Beaver Baseball Pitcher Recalls Facing the Great Satchel Paige
Barnstorming Tour Brought Paige and his Cuban All-Stars to Mason City
Dick Isenberger competed for conference championship teams in his career as a pitcher for the Beavers.
And while that makes him quite accomplished among BV hurlers, one win renders him truly unique: Isenberger’s victory over the legendary Leroy Robert “Satchel” Paige, perhaps the only BV baseball player who can make that claim.
“I suppose that might be the case,” says Isenberger with a laugh from his home in Fort Mill, S.C.
On Saturday, June 13, 1959, Paige and his All-Star team from Havana, Cuba, rolled into Mason City during a barnstorming tour. Isenberger, a 1956 BV graduate who was teaching in Elgin, Ill., at the time, pitched five innings in a 3-1 victory for the Mason City Braves over Paige and his team. The game played out before an estimated 1,600 fans at Roosevelt Field.
“I had very good control as a pitcher, but never had the 90-mile-per-hour fastball. I had a very good drop-ball and curveball.”
Dick Isenberger, 1956 BVU graduate
Isenberger was picked up by the Mason City Braves after tossing a perfect game for a team near Elgin. He drove to Mason City and was warming up the following day when a Cadillac and a bus came rolling into the ballpark. The Cadillac contained Paige; the bus contained everyone else on Paige’s team.
“One of the grocery stores in town had a promotion with the game, so there was quite a bit of electricity going on,” Isenberger recalls. “And, of course, it was more than a typical game because we were facing Satchel and his All-Stars!”
Paige, who was reportedly 52 years old at the time, pitched two innings and yielded a home run that gave Isenberger the lead his team wouldn’t relinquish. Six years later, at the age of 58, Paige threw three innings for the Kansas City Royals, yielding just one hit, thus enabling him to have the honor of being the oldest pitcher to ever play major league baseball. He was enshrined into the National Baseball Hall of Fame and Museum at Cooperstown, N.Y. in 1971.

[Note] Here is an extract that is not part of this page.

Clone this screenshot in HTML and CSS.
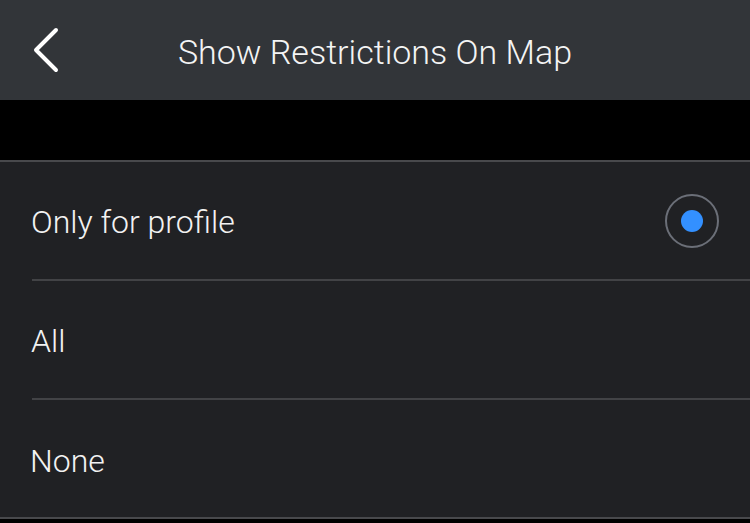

Mick McGibbon, of St. Paul, Minn., reached out to connect with Isenberger recently as McGibbon is doing a research project on Paige and the Cuban All-Stars’ 1959 barnstorming tour of the Midwest.
“I hadn’t thought about that game in a while,” Isenberger says.
Isenberger, a native of Freeport, Ill., moved to Storm Lake during elementary school. He graduated from Storm Lake High School in 1952 and matriculated a few blocks west to Buena Vista. He resided with his mother in a home she rented on Lake Avenue during his collegiate years, as he worked for Kingan & Company throughout his collegiate stay.
Following his graduation, Isenberger volunteered for the draft and went into the U.S. Army. Following his two years of duty with Special Services in the 4th Army, Isenberger started a teaching career that focused on math and science. He would teach while coaching baseball at the community college level for four years before becoming a salesman for World Book Encyclopedia and Childcraft in 1962.
He eventually earned top sales awards in Illinois and managed a staff of 25 employees before joining the Scott Foresman Publishing Co. as a sales representative for nearly 400 high schools in the Chicago and Milwaukee region. He would remain with the company for 28 years, working out of Crystal Lake, Ill.
He and his wife, Lori, retired to Colorado in 1996. Two years ago, the couple moved to South Carolina, where they reside near one of their four children.
At age 88, Isenberger serves as President of the Residents’ Council at the assisted living facility where he and Lori reside. In his spare time, he works out on his bicycle and continues to read on a variety of topics.
When the occasion merits, he shares a few memories about pitching.
“I had very good control as a pitcher, but never had the 90-mile-per-hour fastball,” he says. “I had a very good drop-ball and curveball.”
And, on one day at least, enough stuff to beat one of the game’s very best.